Review: Pod, terror in the basement

Mickey Keating’s latest genre outing, Pod, is all about paranoia as a family intervention goes horrifically awry within the snowy confines of a lake house. It’s a film with a cabin in the woods vibe, using its snow swept setting and claustrophobic narrative to give it an impactful sense of isolation. But despite some legitimately scary moments, Pod wastes too much valuable time getting to the good stuff.

It’s a very short film (it hovers around the 75-85 minute mark) so it makes quick work of getting our main characters exactly where it wants them—in the lake house with their looney brother. In doing so, however, we’re never really given an opportunity to get to know any of them, which is a shame because I got the sense that there was a bigger story behind these characters. All we really know is that a brother and sister set out to help their distraught brother, who has a history of mental illness and has locked himself away at a lake house. Upon arriving, they find the house in a mess (think hoarders) with the windows covered in tinfoil and the doors boarded up. Not only does it look like their crazy brother was trying to keep something from getting in, but he was trying to keep something from getting out as well—but what could it be? Well, we kind of already know.

Unfortunately, the film’s marketing doesn’t exactly try to hide the fact that the movie is about aliens… I mean, the title is Pod after all and the trailer itself shows us exactly what’s in the basement (briefly, but it is there). I normally wouldn’t have a problem with this, but my main issue is that it wastes so much of its narrative trying to fool the audience; a massive chunk of its running time is a pointless attempt to get us to bite on something we already know isn’t there. It’s a very short film, so the fact that the movie spends far too much of its precious time trying to force the story in a direction we already know it isn’t going felt very aimless.

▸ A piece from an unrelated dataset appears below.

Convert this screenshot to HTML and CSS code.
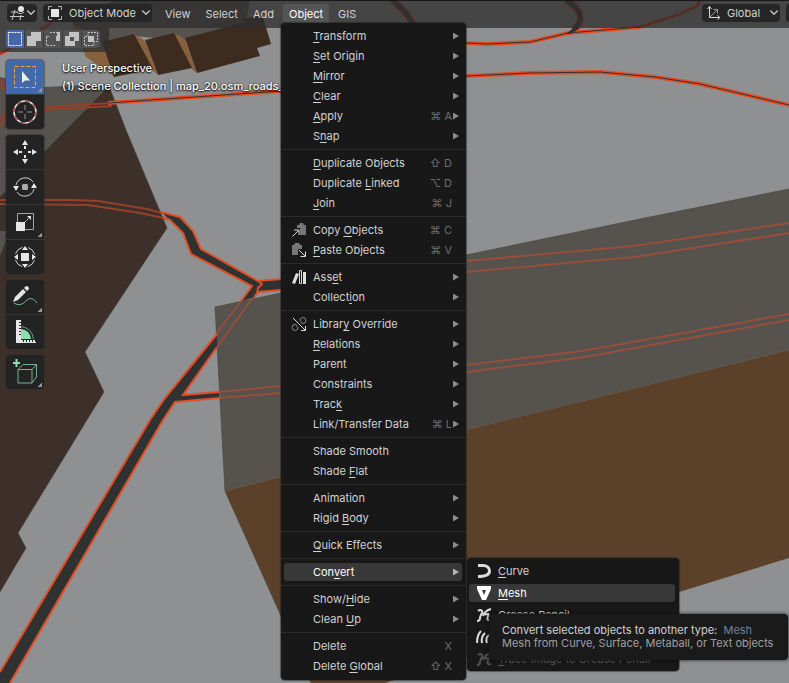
FILE: index.html
```html
<!DOCTYPE html>
<html lang="en">
<head>
<meta charset="utf-8">
<title>3D Viewport</title>
<link rel="stylesheet" href="styles.css">
</head>
<body>
<svg class="scene" viewBox="0 0 789 683" preserveAspectRatio="xMinYMin slice" aria-hidden="true">
  <!-- buildings -->
  <path fill="#56524d" d="M0 77 44 87 109 84V90L0 200ZM72 23 115 0H250L246 22 185 41 134 36 103 46Z"/>
  <path fill="#3d302a" d="M109 86 126 130 167 228 85 352 104 392 18 533 26 548 0 592V197Z"/>
  <path fill="#56524d" d="M0 231H10L0 256Z"/>
  <path fill="#87603c" d="M72 23 103 42 116 77 86 57ZM134 34 145 41 158 75 150 68ZM174 33 185 39 197 73 189 67Z"/>
  <path fill="#3d2b20" d="M102 42 134 34 153 69 114 77ZM145 40 174 33 192 68 158 75ZM185 38 246 22 240 20 262 14 271 44 257 48 260 56 197 73Z"/>
  <path fill="#56524d" d="M215 307 281 293 466 255 640 219 789 189V350L466 430 225 491Z"/>
  <path fill="#5c412a" d="M225 491 466 430 789 350V558L385 683H311L281 616Z"/>
  <path fill="none" stroke="#454340" stroke-opacity=".6" d="M225 491 215 307 281 293 466 255 640 219 789 189M225 491 281 616 311 683M109 86 126 130 167 228 85 352 104 392 18 533 26 548 0 592"/>
  <!-- roads seen through buildings -->
  <g fill="none" stroke="#a34e3b" stroke-width="2">
    <path d="M466 261 634 246 789 223M466 272 634 257 789 233M466 365 582 351 789 314M466 372 585 357 789 320" opacity=".85"/>
    <path d="M219 392 281 386M219 398 281 393M241 301 216 334M254 296 217 347" opacity=".85"/>
  </g>
  <g fill="none" stroke="#963f29" stroke-width="2">
    <path d="M0 200H75L98 201 147 209 162 213M0 204 88 205 140 213 168 219"/>
    <path d="M44 107 112 103M44 110 112 106M0 80 6 86M0 85 6 91M0 120 6 112M0 126 6 118"/>
  </g>
  <!-- road surfaces -->
  <path fill="#303232" d="M161 212 180 217 193 231 201 249 258 281 281 279V290L258 292 255 297 242 301 252 287 191 254 183 233 170 220Z"/>
  <path fill="#303232" d="M217 334 165 398 150 420 0 672V683H10L163 420 175 402 219 398V392L183 395 217 347Z"/>
  <g fill="none" stroke="#e34d26" stroke-width="2">
    <path d="M161 212 180 217 193 231 201 249 258 281 281 279M163 217 170 220 183 233 191 254 252 286 241 301M254 297 258 292 281 290M258 281 262 284 258 288 257 293"/>
    <path d="M217 334 165 398 150 420 0 672M10 683 163 420 175 402 219 398M219 392 183 395 217 347"/>
  </g>
  <g fill="none" stroke="#e34d26" stroke-width="4">
    <path d="M108 103 281 91M466 76 530 73 600 72 655 77 700 84 789 105M466 43 487 44 530 42 568 33 640 27 680 14 697 6 700 0M0 54 20 42 47 26 62 14"/>
  </g>
  <path fill="none" stroke="#e34d26" stroke-width="8" d="M392 0C400 7 410 14 414 28M566 0C580 8 586 20 574 29"/>
  <path fill="none" stroke="#303232" stroke-width="5" d="M392 0C400 7 410 14 414 28M566 0C580 8 586 20 573 30"/>
  <path fill="#303232" d="M566 34 576 26 580 28 570 34Z"/>
  <g fill="none" stroke="#303232">
    <path d="M108 103 281 91M466 76 530 73 600 72 655 77 700 84 789 105M466 43 487 44 530 42 568 33 640 27 680 14 697 6 700 0M0 54 20 42 47 26 62 14"/>
  </g>
</svg>

<header class="topbar">
  <button class="field editor" aria-label="Editor type">
    <svg width="16" height="16" viewBox="0 0 16 16" fill="none" stroke="#c8c8c8" stroke-width="1"><path d="M1 7H8M0 11.500H14M5 5 2 15M11 10 10 15"/><circle cx="11" cy="4" r="3" fill="#e6e6e6" stroke="none"/><path d="M7 7C8 9 12 9 14 7"/></svg>
    <svg class="chev" viewBox="0 0 8 8"><path d="M1 2 4 5 7 2"/></svg>
  </button>
  <label class="field mode">
    <svg width="16" height="16" viewBox="0 0 16 16" fill="none" stroke="#b4b4b4"><path d="M1.500 5V1.500H5M11 1.500H14.500V5M14.500 11V14.500H11M5 14.500H1.500V11"/><path d="M4 4H12V12H4Z" fill="#e6e6e6" stroke="none"/></svg>
    <select aria-label="Mode"><option>Object Mode</option></select>
    <svg class="chev" viewBox="0 0 8 8"><path d="M1 2 4 5 7 2"/></svg>
  </label>
  <nav class="menubar">
    <button>View</button>
    <button>Select</button>
    <button>Add</button>
    <div class="open">
      <button class="active" aria-expanded="true">Object</button>
      <ul class="menu main">
        <li><button><span class="t"><u>T</u>ransform</span><i class="arrow"></i></button></li>
        <li><button><span class="t"><u>S</u>et Origin</span><i class="arrow"></i></button></li>
        <li><button><span class="t"><u>M</u>irror</span><i class="arrow"></i></button></li>
        <li><button><span class="t"><u>C</u>lear</span><i class="arrow"></i></button></li>
        <li><button><span class="t"><u>A</u>pply</span><kbd>⌘ A</kbd><i class="arrow"></i></button></li>
        <li><button><span class="t">S<u>n</u>ap</span><i class="arrow"></i></button></li>
        <li class="sep"></li>
        <li><button><span class="t"><u>D</u>uplicate Objects</span><kbd>⇧ D</kbd></button></li>
        <li><button><span class="t">Duplicate <u>L</u>inked</span><kbd>⌥ D</kbd></button></li>
        <li><button><span class="t"><u>J</u>oin</span><kbd>⌘ J</kbd></button></li>
        <li class="sep"></li>
        <li><button><svg class="ic" viewBox="0 0 14 14"><path fill="#777" d="M5 2H7L8 0H11L12 2H14V12H8V5H5Z"/><path fill="none" stroke="#dcdcdc" d="M0.500 13.500 6.500 7.500M2 7H7V12"/></svg><span class="t">Copy <u>O</u>bjects</span><kbd>⌘ C</kbd></button></li>
        <li><button><svg class="ic" viewBox="0 0 14 14"><path fill="#777" d="M0 2H2L3 0H7L8 2H10V6H6V12H0Z"/><path fill="none" stroke="#dcdcdc" d="M7 7 13 13M8.500 13.500H13.500V8.500"/></svg><span class="t"><u>P</u>aste Objects</span><kbd>⌘ V</kbd></button></li>
        <li class="sep"></li>
        <li><button><svg class="ic" viewBox="0 0 14 14"><path fill="#dcdcdc" d="M4 3 7 4 3 14 0 13ZM11 2H14V14H11Z"/><path fill="none" stroke="#dcdcdc" d="M7.500 .500H9.500V13.500H7.500Z"/></svg><span class="t">Ass<u>e</u>t</span><i class="arrow"></i></button></li>
        <li><button><span class="t">Collect<u>i</u>on</span><i class="arrow"></i></button></li>
        <li class="sep"></li>
        <li><button><svg class="ic" viewBox="0 0 14 14"><g fill="none" stroke="#8c8c8c"><path d="M8 4A3 3 0 1 1 11 6.500C9 6.500 8.500 5 10 4M6 10A3 3 0 1 1 3 7.500C5 7.500 5.500 9 4 10"/></g><path fill="none" stroke="#dcdcdc" d="M1 1 13 13M9 13.500H13.500V9"/></svg><span class="t">Librar<u>y</u> Override</span><i class="arrow"></i></button></li>
        <li><button><span class="t"><u>R</u>elations</span><i class="arrow"></i></button></li>
        <li><button><span class="t">Parent</span><i class="arrow"></i></button></li>
        <li><button><span class="t">Constraints</span><i class="arrow"></i></button></li>
        <li><button><span class="t">Trac<u>k</u></span><i class="arrow"></i></button></li>
        <li><button><span class="t">Link/Transfer Data</span><kbd>⌘ L</kbd><i class="arrow"></i></button></li>
        <li class="sep"></li>
        <li><button><span class="t">Shade Smooth</span></button></li>
        <li><button><span class="t">Shade <u>F</u>lat</span></button></li>
        <li class="sep"></li>
        <li><button><span class="t">Animation</span><i class="arrow"></i></button></li>
        <li><button><span class="t">Rigid <u>B</u>ody</span><i class="arrow"></i></button></li>
        <li class="sep"></li>
        <li><button><span class="t"><u>Q</u>uick Effects</span><i class="arrow"></i></button></li>
        <li class="sep"></li>
        <li class="parent"><button class="hot"><span class="t">Con<u>v</u>ert</span><i class="arrow"></i></button>
          <ul class="menu sub">
            <li><button><svg class="ic" viewBox="0 0 14 14"><path fill="none" stroke="#dcdcdc" stroke-width="3" d="M1 1.500H6C10 1.500 12.500 4 12.500 7 12.500 11 9 12.500 1 12.500"/></svg><span class="t"><u>C</u>urve</span></button></li>
            <li class="parent"><button class="hot"><svg class="ic" viewBox="0 0 14 14"><path fill="#fff" fill-rule="evenodd" d="M0 0H14V3L9 14H5L0 3ZM5 4 7 9 9 4Z"/></svg><span class="t"><u>M</u>esh</span></button>
              <div class="tip" role="tooltip">
                <p>Convert selected objects to another type: &nbsp;<b>Mesh</b></p>
                <p class="desc">Mesh from Curve, Surface, Metaball, or Text objects</p>
              </div>
            </li>
            <li><button><svg class="ic" viewBox="0 0 14 14"><path fill="none" stroke="#dcdcdc" stroke-width="2" d="M1 3C3 1 6 2 5 5 4 7 3 8 3 10 3 12 2 13 0 13M6 8C7 5 10 2 14 1M8 7C11 5 12 6 11 8 10 11 10 13 14 12"/></svg><span class="t"><u>G</u>rease Pencil</span></button></li>
            <li><button aria-label="Curves"><svg class="ic" viewBox="0 0 14 14"><path fill="none" stroke="#dcdcdc" stroke-width="2" d="M4 1C1 4 0 8 0 13M8 3C5 6 4 9 5 13M12 5C9 7 9 10 10 13"/></svg></button></li>
            <li><button disabled><svg class="ic" viewBox="0 0 14 14"><path fill="none" stroke="#505050" stroke-width="2" d="M1 3C3 1 6 2 5 5 4 7 3 8 3 10 3 12 2 13 0 13M6 8C7 5 10 2 14 1M8 7C11 5 12 6 11 8 10 11 10 13 14 12"/></svg><span class="t"><u>T</u>race Image to Grease Pencil</span></button></li>
          </ul>
        </li>
        <li class="sep"></li>
        <li><button><span class="t">Show/<u>H</u>ide</span><i class="arrow"></i></button></li>
        <li><button><span class="t">Clean <u>U</u>p</span><i class="arrow"></i></button></li>
        <li class="sep"></li>
        <li><button><span class="t">Delete</span><kbd>X</kbd></button></li>
        <li><button><span class="t">Delete <u>G</u>lobal</span><kbd>⇧ X</kbd></button></li>
      </ul>
    </div>
    <button>GIS</button>
  </nav>
  <label class="field orient">
    <svg width="16" height="16" viewBox="0 0 16 16" fill="none" stroke="#dcdcdc"><path d="M3.500 2V12.500H13M1.500 4 3.500 1.500 5.500 4M11.500 10.500 14 12.500 11.500 14.500"/><path stroke="#999" d="M4 12 11 5M7.500 4.500H11.500V8.500"/></svg>
    <select aria-label="Transform orientation"><option>Global</option></select>
    <svg class="chev" viewBox="0 0 8 8"><path d="M1 2 4 5 7 2"/></svg>
  </label>
  <button class="field edge" aria-label="Pivot point"></button>
</header>

<div class="modes">
  <div class="group">
    <button class="on" aria-label="Set selection"><svg viewBox="0 0 16 16"><path fill="none" stroke="#fff" stroke-dasharray="2 1" d="M1.500 1.500H14.500V14.500H1.500Z"/></svg></button>
    <button aria-label="Extend selection"><svg viewBox="0 0 16 16"><path fill="#c2c2c2" d="M5 1H15V10H10V15H1V5H5Z"/></svg></button>
    <button aria-label="Subtract selection"><svg viewBox="0 0 16 16"><path fill="none" stroke="#c2c2c2" stroke-dasharray="2 1" d="M5 1.500H14.500M1.500 6V14.500H10M1.500 5.500H5"/><path fill="#c2c2c2" d="M12 1H15V10H11V5H12Z"/></svg></button>
    <button aria-label="Invert selection"><svg viewBox="0 0 16 16"><path fill="#c2c2c2" fill-rule="evenodd" d="M5 1H15V10H11V15H1V5H5ZM6 6V10H10V6Z"/></svg></button>
    <button aria-label="Intersect selection"><svg viewBox="0 0 16 16"><path fill="none" stroke="#c2c2c2" stroke-dasharray="2 1" d="M5 1.500H14.500V10.500H11V14.500H1.500V5.500H5Z"/><path fill="#c2c2c2" d="M5 5H11V11H5Z"/></svg></button>
  </div>
</div>

<main class="view">
  <aside class="tools">
    <div class="group">
      <button class="on more" aria-label="Select box"><svg viewBox="0 0 24 24"><path fill="none" stroke="#f5a531" stroke-width="1" stroke-dasharray="4 2" d="M1.500 1.500H22.500V22.500H1.500Z"/><path fill="#ededed" d="M9 6V18L12 15.500 17 15.500Z"/></svg></button>
      <button aria-label="Cursor"><svg viewBox="0 0 24 24"><circle cx="12" cy="12" r="11" fill="none" stroke="#e6e6e6" stroke-width="1.500"/><circle cx="12" cy="12" r="11" fill="none" stroke="#a8464b" stroke-width="1.500" stroke-dasharray="4.600 4"/><path stroke="#969696" d="M12 5V10M12 14V19M5 12H10M14 12H19"/></svg></button>
    </div>
    <div class="group">
      <button aria-label="Move"><svg viewBox="0 0 24 24"><path fill="#e6e6e6" d="M12 0 15 5H9ZM12 24 9 19H15ZM0 12 5 9V15ZM24 12 19 15V9Z"/><path stroke="#e6e6e6" stroke-width="2" d="M12 6V9M12 15V18M6 12H9M15 12H18"/></svg></button>
      <button aria-label="Rotate"><svg viewBox="0 0 24 24"><path fill="none" stroke="#d2d2d2" stroke-width="1" d="M3 10A9.500 9.500 0 0 1 20 7M21 14A9.500 9.500 0 0 1 4 17"/><path fill="#e6e6e6" d="M0 11H6L3 16ZM18 13H24L21 8Z"/><path fill="#aaa" d="M10 9H14L15 10V14L14 15H10L9 14V10Z"/></svg></button>
      <button class="more" aria-label="Scale"><svg viewBox="0 0 24 24"><path fill="none" stroke="#a5a5a5" stroke-width="1" d="M4.500 12V3.500H20.500V19.500H12"/><path fill="#e6e6e6" d="M3 12H12V21H3ZM18 6V10L14 6Z"/><path stroke="#e6e6e6" stroke-dasharray="2 1" d="M12 12 17 7"/></svg></button>
      <button aria-label="Transform"><svg viewBox="0 0 24 24"><circle cx="12" cy="12" r="10" fill="none" stroke="#d2d2d2" stroke-width="1" stroke-dasharray="9.700 6" stroke-dashoffset="-3"/><path fill="#e6e6e6" d="M8 8H16V16H8ZM12 1 15 5H9ZM12 23 9 19H15ZM1 12 5 9V15ZM23 12 19 15V9Z"/></svg></button>
    </div>
    <div class="group">
      <button class="more" aria-label="Annotate"><svg viewBox="0 0 24 24"><path fill="#e6e6e6" d="M0 17 2 12 10 4 13 7 5 15ZM11 3 13 1Q16 1 16 4L14 6Z"/><path fill="none" stroke="#70bd96" stroke-width="1" d="M1 18C7 22 11 18 14 15 18 12 21 14 24 18"/></svg></button>
      <button aria-label="Measure"><svg viewBox="0 0 24 24"><path fill="#8edcb1" d="M8 9Q17 10 18 19H8Z"/><path fill="none" stroke="#5fa57d" d="M8 6.500Q19 8 20.500 19"/><path fill="#e6e6e6" d="M3 0H8V2H6V3H8V5H6V6H8V8H6V9H8V11H6V12H8V14H6V15H8V20H10V22H11V20H13V22H14V20H16V22H17V20H19V22H20V20H22V22H23V23H3Z"/></svg></button>
    </div>
    <div class="group">
      <button class="more" aria-label="Add cube"><svg viewBox="0 0 24 24"><path fill="none" stroke="#72b291" d="M5 9.500H19V23H5ZM5 9.500 10 4.500H23.500L19 9.500M23.500 4.500V17L19 23"/><path stroke="#8edcb1" stroke-width="2" d="M0 3H7M3.500 -1V7"/></svg></button>
    </div>
  </aside>
  <div class="info">
    <p>User Perspective</p>
    <p>(1) Scene Collection | map_20.osm_roads_</p>
  </div>
</main>
</body>
</html>
```

FILE: styles.css
```css
* { box-sizing: border-box; }

body {
  margin: 0;
  min-height: 100vh;
  overflow: hidden;
  background: #8e9092;
  color: #d2d2d2;
  font: 11px/18px Inter, "Noto Sans", sans-serif;
}

button, select {
  margin: 0;
  padding: 0;
  border: 0;
  background: none;
  color: inherit;
  font: inherit;
}

ul, p { margin: 0; padding: 0; list-style: none; }
svg { display: block; flex: none; overflow: visible; }

.scene {
  position: absolute;
  inset: 0;
  width: 100%;
  height: 100vh;
  overflow: hidden;
}

/* header */
.topbar {
  position: relative;
  z-index: 2;
  display: flex;
  align-items: flex-start;
  height: 28px;
  padding: 3px 0 0 7px;
  border-top: 1px solid #18181a;
  background: rgba(46, 46, 46, .76);
}

.field {
  display: flex;
  align-items: center;
  height: 18px;
  border-radius: 4px;
  background: #262626;
}
.field select { appearance: none; outline: 0; }

.chev {
  width: 10px;
  height: 10px;
  fill: none;
  stroke: #c8c8c8;
}

.editor { width: 30px; padding: 0 1px 0 3px; }
.mode { margin-left: 6px; padding: 0 1px 0 4px; gap: 6px; width: 109px; }
.orient { margin-left: auto; padding: 0 1px 0 4px; gap: 5px; width: 78px; }
.mode select, .orient select { flex: 1; min-width: 0; margin-right: -4px; }
.edge { width: 3px; margin-left: 6px; border-radius: 4px 0 0 4px; }

.menubar { display: flex; margin-left: 7px; }
.menubar > button, .open > button {
  height: 19px;
  padding: 0 6px;
  margin-right: 3px;
}
.menubar .active {
  background: #555;
  color: #fff;
  border-radius: 3px 3px 0 0;
}
.open { position: relative; }

/* menus */
.menu {
  position: absolute;
  padding: 3px 0 4px;
  border-radius: 4px;
  background: #181818;
  box-shadow: 0 0 1px 1px rgba(30, 30, 30, .5);
}
.main { top: 19px; left: -2px; width: 185px; }

.menu button {
  display: flex;
  align-items: center;
  width: calc(100% - 7px);
  height: 18px;
  margin: 1px 4px 1px 3px;
  padding-left: 29px;
  border-radius: 3px;
  white-space: nowrap;
  text-align: left;
}
.menu li { display: flow-root; }
.menu .ic { width: 14px; height: 14px; margin: 0 7px 0 -21px; }
.menu .t { flex: 1; }
.menu .hot { background: #383838; color: #fff; }
.menu button:disabled { color: #5a5a5a; }
.menu u { text-underline-offset: 2px; text-decoration-thickness: 1px; text-decoration-skip-ink: none; }

.menu .sep { height: 7px; padding: 3px 0; background: #2b2b2b content-box; }

kbd { margin-right: 10px; color: #6e6e6e; font: inherit; }
kbd:has(+ .arrow) { margin-right: 1px; }

.arrow {
  width: 6px;
  height: 7px;
  margin-right: 3px;
  background: #8c8c8c;
  clip-path: polygon(0 0, 100% 50%, 0 100%);
}
.hot .arrow { background: #b4b4b4; }

.parent { position: relative; }
.menu.sub { top: -4px; left: 186px; width: 212px; padding: 2px 0 1px; }
.sub button { margin: 2px 4px 2px 2px; width: calc(100% - 6px); }

.tip {
  position: absolute;
  top: 32px;
  left: 22px;
  padding: 10px 15px 10px 13px;
  border-radius: 4px;
  background: #1a1a1a;
  box-shadow: 0 0 3px 1px rgba(10, 10, 10, .5);
  line-height: 13px;
  white-space: nowrap;
}
.tip b { color: #7080a0; font-weight: 400; }
.tip .desc { color: #a0a0a0; }

/* selection mode strip */
.modes {
  position: relative;
  width: 109px;
  height: 24px;
  padding: 2px 0 0 6px;
  border-radius: 0 0 5px;
  background: rgba(46, 46, 46, .76);
}
.modes .group {
  display: flex;
  gap: 1px;
  width: 94px;
  overflow: hidden;
  border-radius: 4px;
  background: #3c3c3c;
}
.modes button { flex: 1; height: 18px; padding: 1px; background: #535353; }
.modes button svg { width: 16px; height: 16px; }
.modes button.on { background: #4469a8; }

/* viewport */
.view { position: relative; display: flex; gap: 18px; padding-left: 6px; }

.tools {
  display: flex;
  flex-direction: column;
  gap: 6px;
  width: 38px;
  padding-top: 8px;
}
.tools .group {
  display: flex;
  flex-direction: column;
  gap: 1px;
  overflow: hidden;
  border-radius: 4px;
  background: #383838;
  box-shadow: 0 0 1px 1px rgba(45, 45, 45, .5);
}
.tools button {
  display: grid;
  place-items: center;
  height: 34px;
  background-color: #232323;
}
.tools button.on { background-color: #4469a8; }
.tools button svg { width: 24px; height: 24px; }
.tools .more {
  background-image: linear-gradient(135deg, transparent 50%, #969696 50%);
  background-size: 4px 4px;
  background-repeat: no-repeat;
  background-position: calc(100% - 2px) calc(100% - 2px);
}

.info {
  padding-top: 7px;
  color: #fff;
  font-weight: 500;
  text-shadow: 0 1px 2px #000, 0 0 2px rgba(0, 0, 0, .7);
  white-space: nowrap;
}
```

Here’s what I mean: the movie wants us to think that the brother is all sorts of crazy and that everything he says is only happening in his head. But again, we already know that when he says he found a pod in the woods and he locked something away in the basement, that he’s telling the truth—it doesn’t matter that his brother and sister don’t believe him. What I’m trying to say is that Pod would have been much more effective had it been able to use that mystery to its advantage, rather than waste precious time. Had the film walked a line between forcing the audience to decide between the brother and his siblings, then Pod would have had the power to manipulate its viewers. And honestly, this is such a huge fault in the film that when it gets good (and it gets good), that all I could think about is what could have been. Also, the film completely wastes the wonderful talent of Lauren Ashley Carter, who is really only there to scream when things go from bad to worse. Bummer.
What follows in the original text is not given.